*Exercise objective*:
Write out every line of the material as it stands, apart from the pictures.

··········

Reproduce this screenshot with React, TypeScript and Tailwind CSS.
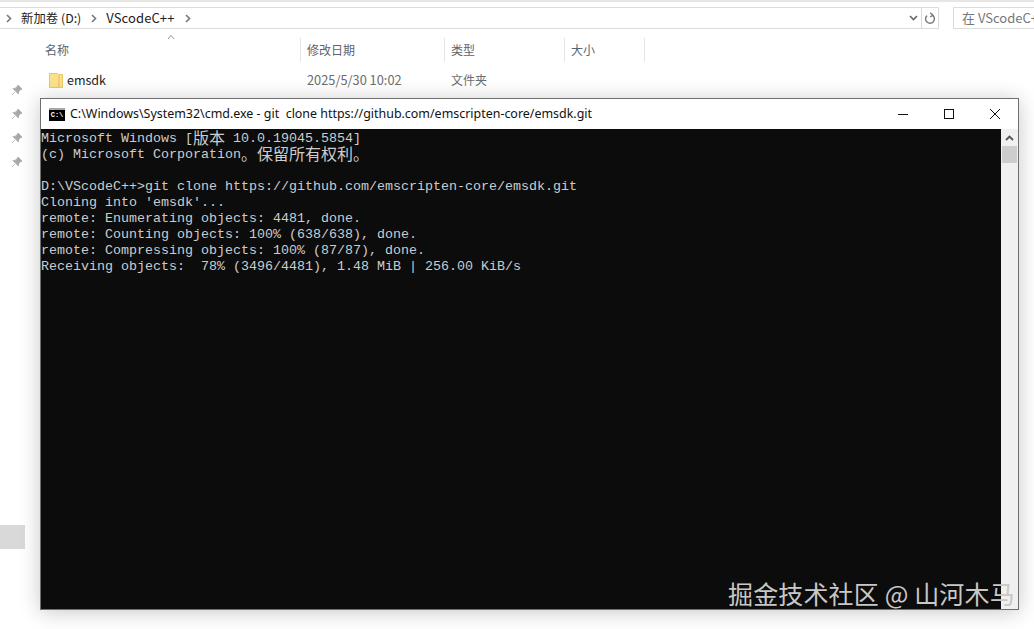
import React from "react";

const ui = { fontFamily: '"Noto Sans CJK SC", "Noto Sans", sans-serif' };

function Chevron({ className = "" }: { className?: string }) {
  return (
    <svg width="6" height="9" viewBox="0 0 6 9" className={className}>
      <path d="M1 1l3.5 3.5L1 8" fill="none" stroke="#777" strokeWidth="1.6" />
    </svg>
  );
}

function Pin() {
  return (
    <svg width="12" height="12" viewBox="0 0 12 12">
      <path d="M7 1l4 4-1.2.6-2 2L7.4 10 2 4.6l2.4-.4 2-2z M3.8 8.2L1 11" fill="#a9a9a9" stroke="#a9a9a9" strokeWidth="0.8" />
    </svg>
  );
}

function Header({ label, w }: { label: string; w: string }) {
  return (
    <div className={`${w} h-[24px] flex items-center border-r border-[#e5e5e5] text-[12px] text-[#5c6470] pl-[6px]`}>{label}</div>
  );
}

function Line({ children }: { children?: React.ReactNode }) {
  return <div className="h-[16px] leading-[16px] whitespace-pre flex items-center">{children}</div>;
}

function Cjk({ children }: { children: React.ReactNode }) {
  return (
    <span className="text-[16px] leading-[16px] mb-[5px]" style={ui}>
      {children}
    </span>
  );
}

export default function App() {
  return (
    <div className="relative w-[1034px] h-[629px] overflow-hidden bg-white" style={ui}>
      <div className="h-[2px] bg-[#e6e6e6]" />
      <div className="h-[5px]" />
      <div className="h-[22px] flex items-stretch border-y border-[#dcdcdc]">
        <div className="w-[922px] flex items-center border-r border-[#d9d9d9] text-[12.4px] text-[#222]">
          <Chevron className="ml-[6px]" />
          <span className="ml-[9px]">新加卷 (D:)</span>
          <Chevron className="ml-[10px]" />
          <span className="ml-[9px] text-[13px] tracking-[0.1px]">VScodeC++</span>
          <Chevron className="ml-[11px]" />
          <svg width="9" height="6" viewBox="0 0 9 6" className="ml-auto mr-[3px]">
            <path d="M1 1l3.5 3.5L8 1" fill="none" stroke="#666" strokeWidth="1.6" />
          </svg>
        </div>
        <div className="w-[17px] flex items-center justify-center border-r border-[#d9d9d9]">
          <svg width="12" height="13" viewBox="0 0 12 13">
            <path d="M3 3.6a4.4 4.4 0 1 0 5.6-.3M6.2 0.8L8.9 3.1 6.2 5" fill="none" stroke="#7d7d7d" strokeWidth="1.5" />
          </svg>
        </div>
        <div className="w-[14px] bg-white -my-px" />
        <div className="flex-1 flex items-center border-l border-[#d9d9d9] pl-[8px] text-[13px] text-[#777] whitespace-nowrap overflow-hidden">
          在 VScodeC++
        </div>
      </div>

      <div className="flex">
        <div className="w-[30px] h-[600px] flex flex-col relative">
          <div className="mt-[55px] flex flex-col gap-[12px] pl-[11px]">
            <Pin />
            <Pin />
            <Pin />
            <Pin />
          </div>
          <div className="mt-[357px] w-[25px] h-[24px] bg-[#d9d9d9]" />
        </div>
        <div className="flex-1 flex flex-col">
          <div className="relative flex items-center mt-[9px] ml-[9px]">
            <div className="w-[262px] h-[24px] flex items-center border-r border-[#e5e5e5] text-[12px] text-[#5c6470] pl-[6px]">名称</div>
            <Header label="修改日期" w="w-[144px]" />
            <Header label="类型" w="w-[120px]" />
            <Header label="大小" w="w-[80px]" />
            <svg width="8" height="6" viewBox="0 0 8 6" className="absolute left-[128px] -top-[4px]">
              <path d="M1 5l3-3.5L7 5" fill="none" stroke="#999" strokeWidth="1" />
            </svg>
          </div>
          <div className="flex items-center mt-[8px] h-[20px] text-[12px] ml-[19px]">
            <svg width="14" height="16" viewBox="0 0 14 16" className="shrink-0">
              <path d="M0.5 1.5h8l1 1h4v13h-13z" fill="#fbe08e" stroke="#e8c766" />
              <path d="M10 2.5v13" stroke="#f2cf70" strokeWidth="2" />
            </svg>
            <span className="ml-[4px] text-[12.5px] text-[#222] w-[240px]">emsdk</span>
            <span className="text-[12.8px] text-[#6d6d6d] w-[144px]">2025/5/30 10:02</span>
            <span className="text-[#6d6d6d]">文件夹</span>
          </div>
        </div>
      </div>

      {/* cmd window */}
      <div className="absolute left-[40px] top-[98px] w-[979px] h-[512px] flex flex-col border border-[#6f6f6f] bg-white shadow-[0_2px_20px_rgba(0,0,0,0.22)]">
        <div className="h-[30px] shrink-0 flex items-center bg-white">
          <div className="ml-[8px] w-[16px] h-[13px] bg-black border-t-[2px] border-[#a8a8a8] flex items-center justify-center">
            <span className="text-[7px] leading-[7px] font-bold text-white" style={{ fontFamily: '"Liberation Mono", monospace' }}>C:\</span>
          </div>
          <span className="ml-[5px] text-[12.45px] text-[#111] whitespace-pre" style={{ fontFamily: '"Noto Sans", sans-serif' }}>
            C:\Windows\System32\cmd.exe - git  clone https://github.com/emscripten-core/emsdk.git
          </span>
          <div className="ml-auto flex items-center text-black">
            <svg width="46" height="12" viewBox="0 0 46 12"><path d="M18 6.5h10" stroke="#111" strokeWidth="1" /></svg>
            <svg width="46" height="12" viewBox="0 0 46 12"><rect x="18.5" y="1.5" width="9" height="9" fill="none" stroke="#111" /></svg>
            <svg width="46" height="12" viewBox="0 0 46 12"><path d="M18 1l10 10M28 1L18 11" stroke="#111" fill="none" /></svg>
          </div>
        </div>
        <div className="flex-1 flex min-h-0">
          <div
            className="flex-1 bg-[#0c0c0c] text-[#cccccc] text-[13.33px] pt-[2px] overflow-hidden"
            style={{ fontFamily: '"Liberation Mono", monospace' }}
          >
            <Line>Microsoft Windows [<Cjk>版本</Cjk> 10.0.19045.5854]</Line>
            <Line>(c) Microsoft Corporation<Cjk>。保留所有权利。</Cjk></Line>
            <Line />
            <Line>D:\VScodeC++&gt;git clone https://github.com/emscripten-core/emsdk.git</Line>
            <Line>Cloning into 'emsdk'...</Line>
            <Line>remote: Enumerating objects: 4481, done.</Line>
            <Line>remote: Counting objects: 100% (638/638), done.</Line>
            <Line>remote: Compressing objects: 100% (87/87), done.</Line>
            <Line>Receiving objects:  78% (3496/4481), 1.48 MiB | 256.00 KiB/s</Line>
          </div>
          <div className="w-[17px] shrink-0 bg-[#f0f0f0] flex flex-col items-center">
            <div className="h-[17px] flex items-center justify-center">
              <svg width="9" height="6" viewBox="0 0 9 6"><path d="M1 5l3.5-3.5L8 5" fill="none" stroke="#555" strokeWidth="1.8" /></svg>
            </div>
            <div className="w-[15px] h-[17px] bg-[#cdcdcd]" />
          </div>
        </div>
      </div>

      <div className="absolute left-[728px] top-[576px] text-[25px] leading-[34px] tracking-[0.15px] text-[#c8c8c8] whitespace-nowrap">
        掘金技术社区 @ 山河木马
      </div>
    </div>
  );
}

··········

*Completed exercise*:
Reproduce this screenshot with React, TypeScript and Tailwind CSS.
import React from "react";

const ui = { fontFamily: '"Noto Sans CJK SC", "Noto Sans", sans-serif' };

function Chevron({ className = "" }: { className?: string }) {
  return (
    <svg width="6" height="9" viewBox="0 0 6 9" className={className}>
      <path d="M1 1l3.5 3.5L1 8" fill="none" stroke="#777" strokeWidth="1.6" />
    </svg>
  );
}

function Pin() {
  return (
    <svg width="12" height="12" viewBox="0 0 12 12">
      <path d="M7 1l4 4-1.2.6-2 2L7.4 10 2 4.6l2.4-.4 2-2z M3.8 8.2L1 11" fill="#a9a9a9" stroke="#a9a9a9" strokeWidth="0.8" />
    </svg>
  );
}

function Header({ label, w }: { label: string; w: string }) {
  return (
    <div className={`${w} h-[24px] flex items-center border-r border-[#e5e5e5] text-[12px] text-[#5c6470] pl-[6px]`}>{label}</div>
  );
}

function Line({ children }: { children?: React.ReactNode }) {
  return <div className="h-[16px] leading-[16px] whitespace-pre flex items-center">{children}</div>;
}

function Cjk({ children }: { children: React.ReactNode }) {
  return (
    <span className="text-[16px] leading-[16px] mb-[5px]" style={ui}>
      {children}
    </span>
  );
}

export default function App() {
  return (
    <div className="relative w-[1034px] h-[629px] overflow-hidden bg-white" style={ui}>
      <div className="h-[2px] bg-[#e6e6e6]" />
      <div className="h-[5px]" />
      <div className="h-[22px] flex items-stretch border-y border-[#dcdcdc]">
        <div className="w-[922px] flex items-center border-r border-[#d9d9d9] text-[12.4px] text-[#222]">
          <Chevron className="ml-[6px]" />
          <span className="ml-[9px]">新加卷 (D:)</span>
          <Chevron className="ml-[10px]" />
          <span className="ml-[9px] text-[13px] tracking-[0.1px]">VScodeC++</span>
          <Chevron className="ml-[11px]" />
          <svg width="9" height="6" viewBox="0 0 9 6" className="ml-auto mr-[3px]">
            <path d="M1 1l3.5 3.5L8 1" fill="none" stroke="#666" strokeWidth="1.6" />
          </svg>
        </div>
        <div className="w-[17px] flex items-center justify-center border-r border-[#d9d9d9]">
          <svg width="12" height="13" viewBox="0 0 12 13">
            <path d="M3 3.6a4.4 4.4 0 1 0 5.6-.3M6.2 0.8L8.9 3.1 6.2 5" fill="none" stroke="#7d7d7d" strokeWidth="1.5" />
          </svg>
        </div>
        <div className="w-[14px] bg-white -my-px" />
        <div className="flex-1 flex items-center border-l border-[#d9d9d9] pl-[8px] text-[13px] text-[#777] whitespace-nowrap overflow-hidden">
          在 VScodeC++
        </div>
      </div>

      <div className="flex">
        <div className="w-[30px] h-[600px] flex flex-col relative">
          <div className="mt-[55px] flex flex-col gap-[12px] pl-[11px]">
            <Pin />
            <Pin />
            <Pin />
            <Pin />
          </div>
          <div className="mt-[357px] w-[25px] h-[24px] bg-[#d9d9d9]" />
        </div>
        <div className="flex-1 flex flex-col">
          <div className="relative flex items-center mt-[9px] ml-[9px]">
            <div className="w-[262px] h-[24px] flex items-center border-r border-[#e5e5e5] text-[12px] text-[#5c6470] pl-[6px]">名称</div>
            <Header label="修改日期" w="w-[144px]" />
            <Header label="类型" w="w-[120px]" />
            <Header label="大小" w="w-[80px]" />
            <svg width="8" height="6" viewBox="0 0 8 6" className="absolute left-[128px] -top-[4px]">
              <path d="M1 5l3-3.5L7 5" fill="none" stroke="#999" strokeWidth="1" />
            </svg>
          </div>
          <div className="flex items-center mt-[8px] h-[20px] text-[12px] ml-[19px]">
            <svg width="14" height="16" viewBox="0 0 14 16" className="shrink-0">
              <path d="M0.5 1.5h8l1 1h4v13h-13z" fill="#fbe08e" stroke="#e8c766" />
              <path d="M10 2.5v13" stroke="#f2cf70" strokeWidth="2" />
            </svg>
            <span className="ml-[4px] text-[12.5px] text-[#222] w-[240px]">emsdk</span>
            <span className="text-[12.8px] text-[#6d6d6d] w-[144px]">2025/5/30 10:02</span>
            <span className="text-[#6d6d6d]">文件夹</span>
          </div>
        </div>
      </div>

      {/* cmd window */}
      <div className="absolute left-[40px] top-[98px] w-[979px] h-[512px] flex flex-col border border-[#6f6f6f] bg-white shadow-[0_2px_20px_rgba(0,0,0,0.22)]">
        <div className="h-[30px] shrink-0 flex items-center bg-white">
          <div className="ml-[8px] w-[16px] h-[13px] bg-black border-t-[2px] border-[#a8a8a8] flex items-center justify-center">
            <span className="text-[7px] leading-[7px] font-bold text-white" style={{ fontFamily: '"Liberation Mono", monospace' }}>C:\</span>
          </div>
          <span className="ml-[5px] text-[12.45px] text-[#111] whitespace-pre" style={{ fontFamily: '"Noto Sans", sans-serif' }}>
            C:\Windows\System32\cmd.exe - git  clone https://github.com/emscripten-core/emsdk.git
          </span>
          <div className="ml-auto flex items-center text-black">
            <svg width="46" height="12" viewBox="0 0 46 12"><path d="M18 6.5h10" stroke="#111" strokeWidth="1" /></svg>
            <svg width="46" height="12" viewBox="0 0 46 12"><rect x="18.5" y="1.5" width="9" height="9" fill="none" stroke="#111" /></svg>
            <svg width="46" height="12" viewBox="0 0 46 12"><path d="M18 1l10 10M28 1L18 11" stroke="#111" fill="none" /></svg>
          </div>
        </div>
        <div className="flex-1 flex min-h-0">
          <div
            className="flex-1 bg-[#0c0c0c] text-[#cccccc] text-[13.33px] pt-[2px] overflow-hidden"
            style={{ fontFamily: '"Liberation Mono", monospace' }}
          >
            <Line>Microsoft Windows [<Cjk>版本</Cjk> 10.0.19045.5854]</Line>
            <Line>(c) Microsoft Corporation<Cjk>。保留所有权利。</Cjk></Line>
            <Line />
            <Line>D:\VScodeC++&gt;git clone https://github.com/emscripten-core/emsdk.git</Line>
            <Line>Cloning into 'emsdk'...</Line>
            <Line>remote: Enumerating objects: 4481, done.</Line>
            <Line>remote: Counting objects: 100% (638/638), done.</Line>
            <Line>remote: Compressing objects: 100% (87/87), done.</Line>
            <Line>Receiving objects:  78% (3496/4481), 1.48 MiB | 256.00 KiB/s</Line>
          </div>
          <div className="w-[17px] shrink-0 bg-[#f0f0f0] flex flex-col items-center">
            <div className="h-[17px] flex items-center justify-center">
              <svg width="9" height="6" viewBox="0 0 9 6"><path d="M1 5l3.5-3.5L8 5" fill="none" stroke="#555" strokeWidth="1.8" /></svg>
            </div>
            <div className="w-[15px] h-[17px] bg-[#cdcdcd]" />
          </div>
        </div>
      </div>

      <div className="absolute left-[728px] top-[576px] text-[25px] leading-[34px] tracking-[0.15px] text-[#c8c8c8] whitespace-nowrap">
        掘金技术社区 @ 山河木马
      </div>
    </div>
  );
}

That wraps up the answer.